8. The judgment above refd. to has sought support from several authorities, British as well as American. The view propounded therein, has been followed, in the D. B. judgment of this Ct. above refd. to. As has been said above, in the D. B. case. also the case came from Dholpur & the question was whether the treaty of 1869 authorised the extradition of a Dholpur subject to British India for an extraditable offence committed therein, without the treaty being incorporated in the Municipal law of Dholpur. The learned judges observed as follows:
'It may be noted that the treaty between the British Govt. & the Dholpur state, after it was signed, was not given the form of law by means of a legislative enactment, but it was being acted upon by the Dholpur state authorities upto the time the state was merged into the united state of Matsya as if it was a good law. Perhaps nobody may have questioned its legality. All laws that were in force in the then Dholpur state & subsequently in the united state of Matsya, continued to be the laws in force in the area of former Dholpur state, firstly under the provision of the ordinance No. 1 of the united state of Rajasthan & subsequently by virtue of Section (Article) 372, Const. Ind. Treaties, which are part of the international law, do not form part of the law of the land., unless expressly made so by the legislative authority. In the present case, the treaty remained a treaty only & no action was taken to incorporate it into a law. That treaty cannot, therefore, be regarded as a part of the Municipal law of the then Dholpur state, & the practice of surrendering fugitive criminals, which was being folld. by the former Dholpur state, cannot be deemed to be a law that can be continued Under Section (Article) 372, Const. Ind. Section (Article) 21, Const. Ind. lays down that no person shall be deprived of his life or personal liberty except according to the procedure established by law. When the extradition treaty of the Dholpur state is, as discussed above, held not to possess the force of law, the liberty of a citizen of India cannot be taken away under it. The detention of the petnr. under the provision of the treaty cannot, therefore, be held valid because it cannot be said to be according to the procedure established by law'.

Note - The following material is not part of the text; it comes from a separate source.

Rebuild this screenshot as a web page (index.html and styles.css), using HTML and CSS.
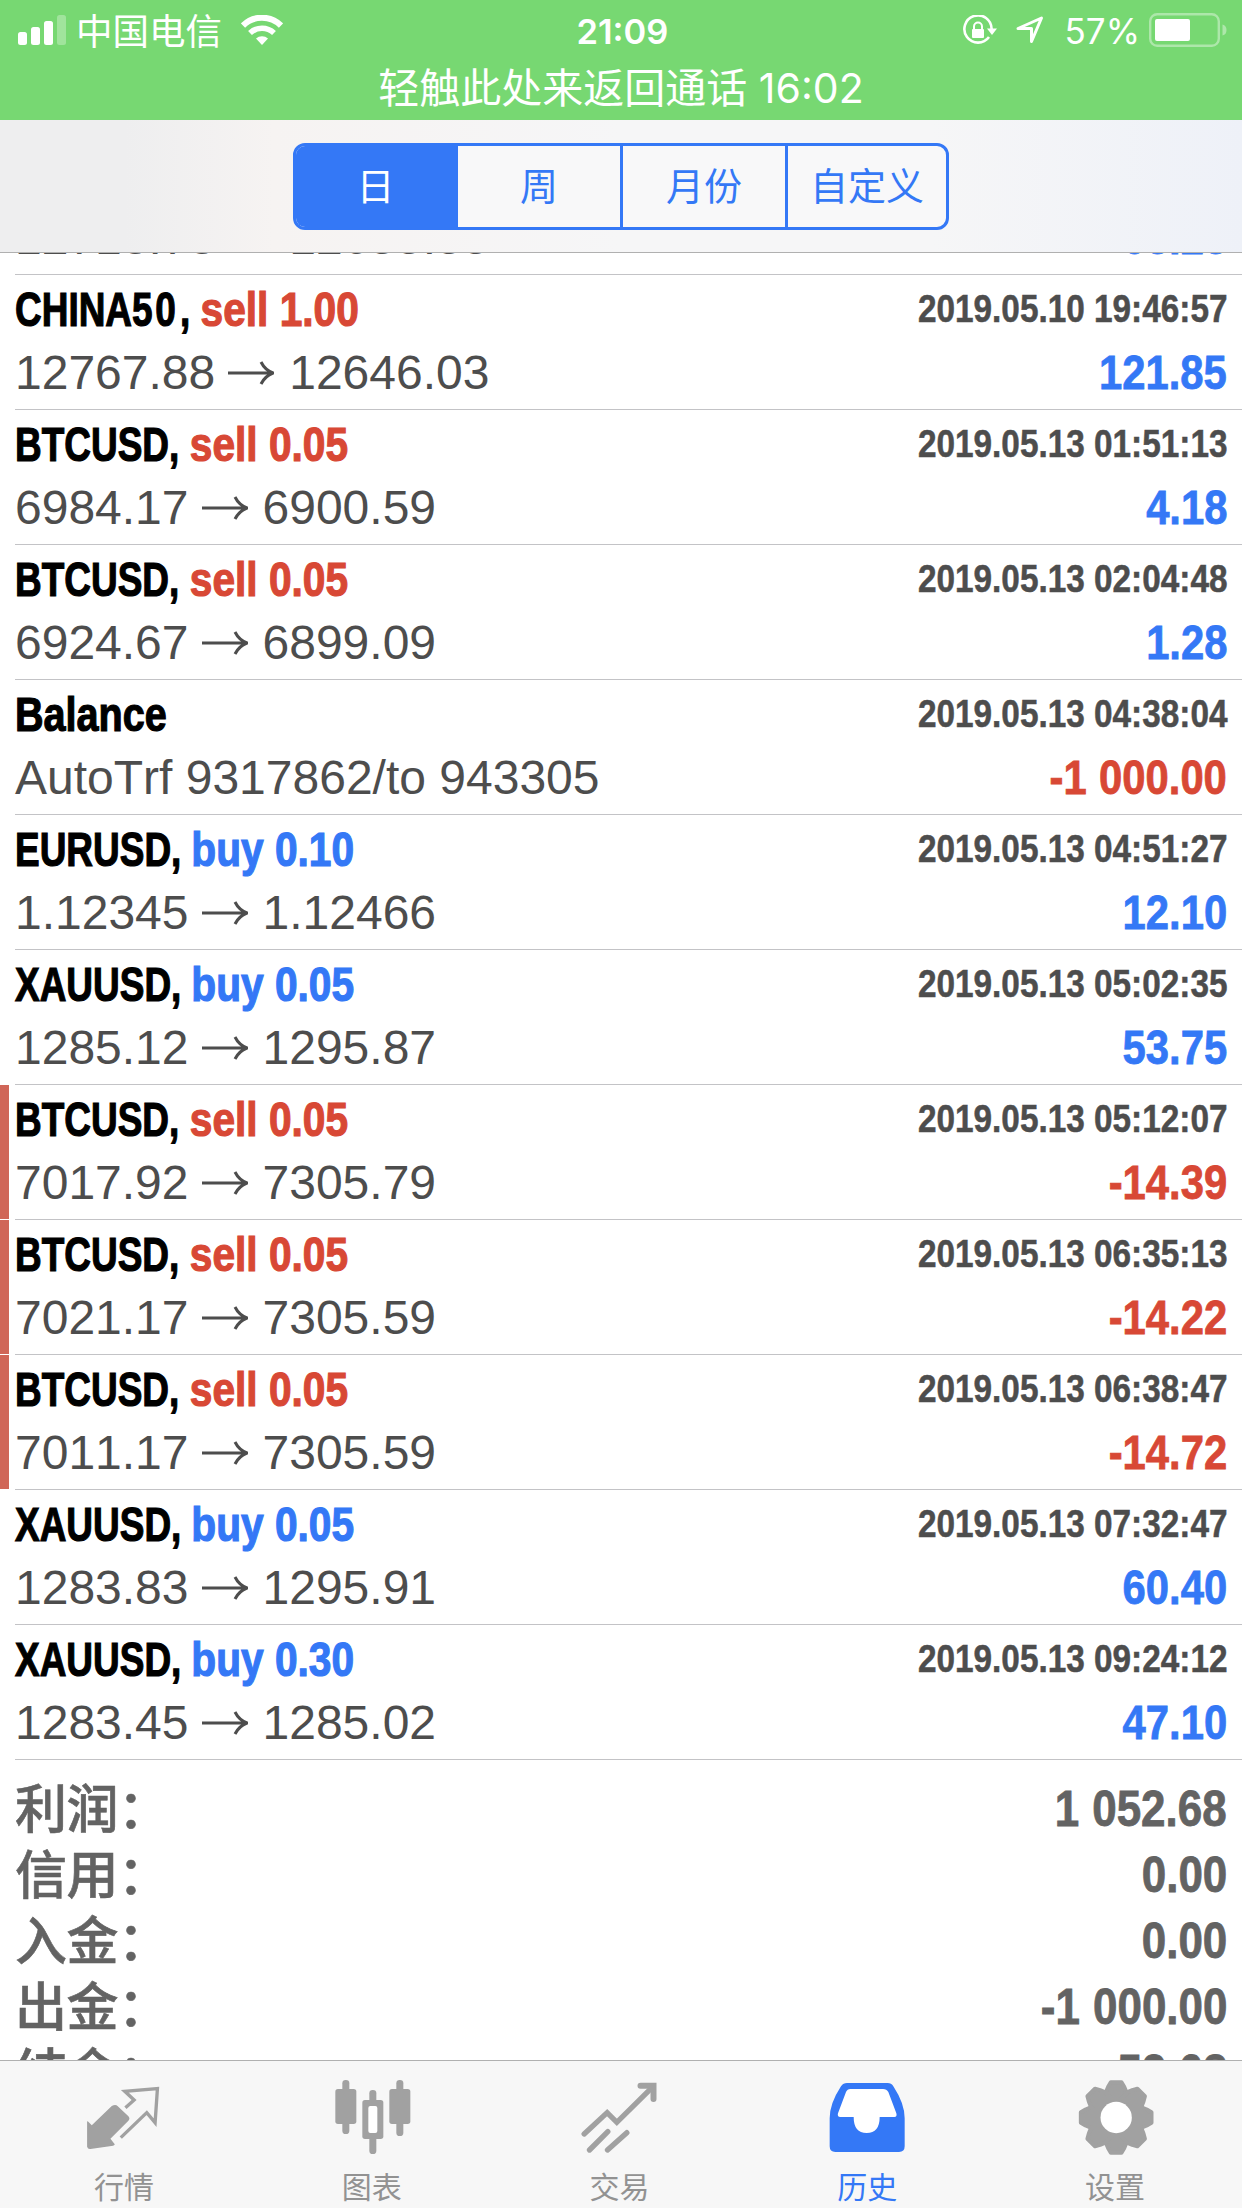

N. B. The words in bracket are mine.
9. The last mentioned case is on all fours with the present case. It is also a judgment of the D. B. of this Ct. & cannot be lightly dissented from the learned Govt. advocate, however, argued that in that case it was not consd. that in the former Dholpur state His Highness the Maharaja Rana of Dholpur was the highest executive as well as the legislative authority, & therefore the judgment therein has no binding effect on the Bench. It is true that in the then state of affairs His Highness the Maharaja Rana was the highest executive as well as the legislative authority. This however, does not mean that any executive act of the Maharaja Rana amounted to a legislative act. Entering into a treaty with British India was an executive act & the treaty, to have a binding effect upon a subject, had to be incorporated into a Municipal law. Of course, the Maharaja Rana could have himself done it, but he never did so. It may be an oversight, but or that subject cannot be bound by a mere executive act of the Maharaja Rana. In the Udaipur case, which has been cited above, exactly the same argument was made, but it was refuted, as would appear from the extract of the judgment given above.
The Dholpur Extradition Guide composed by a Ses. J. of that state refd. to by the learned Govt. Advocate does not show that any law was passed in Dholpur state relating to extradition. It only gives the treaties & shows that a practice of extradition obtained in the state.
10. Again it was argued that the authority of the D. B. ruling of this Ct. cited above, has not been shaken by the ruling of the S. C. in the case, 'Dr. Rambabu v. King' (Cr. Appeal No. 11 of 1949) given as recently as 4-5-1950. We have very carefully gone through this ruling which is binding upon us. However, we do not find anything in the judgment which is contrary to the view of the learned Judge of this Ct. in the above mentioned case. In 'Dr. Sexena's case' the question was whether the U. P. Govt. could extradite a person alleged to have committed an extraditable offence tinder the Indian Extradition Act, but not under a treaty of 1869 arrived at between British India & Tonk state. His Lordship Shastri J. held that the U. P. Govt. could not be compelled to extradite such a person, but there was no bar to its surrendering him, if it so, liked. There is an essential difference between the facts of that case & the facts of the present case. In that case the alleged offender was being requisitioned by Rajasthan Govt. from U. P. Govt. The Indian Extradition Act applied to U. P. & the alleged offence was an extraditable offence under the Act. The subject could not, therefore, say that there was no law in force in U. P. according to which he could be extradited. Here in Rajasthan, or former Dholpur state, no act similar to the Indian Extradition Act was in force when the appct. was arrested. He was requisitioned merely on the strength of the Treaty of 1869 which was not incorporated into any municipal law upto the date of his arrest. He was, therefore, entitled to say that there was no law in force, under which he could be extradited. The ruling of the S. C. cited on behalf of the state has no application to the facts of the present case.
11. It was also argued that in accordance with the principle of reciprocity when an offender can be requisitioned from U. P. by Dholpur State, or for the matter of that Rajasthan, under the Treaty of 1869, it would be unfair if the offenders are not extradited from on the basis of the same treaty. This is really unfortunate, but subject cannot be bound by a mere treaty not incorporated into municipal law. simply because it has been incorporated into the Municipal Law of another state, or because there is a statutory law regarding extradition in the latter state. It was for the then Govt. of British India to press Dholpur Durbar to pass an Extradition Act in accordance with the treaty of 1869, but some how it escaped the attention of that Govt. The appct. cannot, therefore, be extradited to Uttar Pradesh for the alleged offence in the absence of any such law prevailing in Rajasthan on the date of his arrest. We have no reason to differ from the D. B. ruling of this Ct. cited above.
12. According to Article 21 of the Const. Ind. no person can be deprived of his personal liberty except according to procedure established by law, The appct. is therefore, entitled to be released unconditionally.
13. The appln. is allowed & it is ordered that he will not be extradited for the alleged offence & his bail bonds are cancelled.